Confederate spy Marie Isabella “Belle” Boyd is arrested by Union troops and detained at the Old Capitol Prison in Washington, D.C. It was the first of three arrests for this skilled spy who provided crucial information to the Confederates during the war.
The Virginian-born Boyd was just 17 when the war began. She was from a prominent slaveholding family in Martinsburg, Virginia (now West Virginia), in the Shenandoah Valley. In 1861, she shot and killed a Union solider for insulting her mother and threatening to search their house. Union officers investigated and decided the shooting was justified.

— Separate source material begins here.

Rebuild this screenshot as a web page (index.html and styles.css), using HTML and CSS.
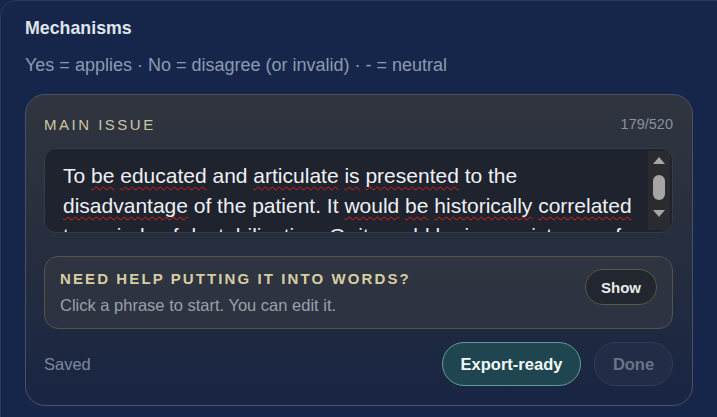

Soon after the shooting incident, Boyd began spying for the Confederacy. She used her charms to engage Union soldiers and officers in conversations and acquire information about Federal military affairs. Suspecting her of spying, Union officers banished Boyd further south in the Shenandoah, to Front Royal, Virginia, in March 1862. Just two months later, Boyd personally delivered crucial information to General Thomas J. “Stonewall” Jackson during his campaign in the valley that allowed the Confederates to defeat General Nathaniel Banks’s forces at the Battle of Winchester. In another incident, Boyd turned two chivalrous Union cavalrymen who had escorted her back home across Union lines over to Confederate pickets as prisoners of war.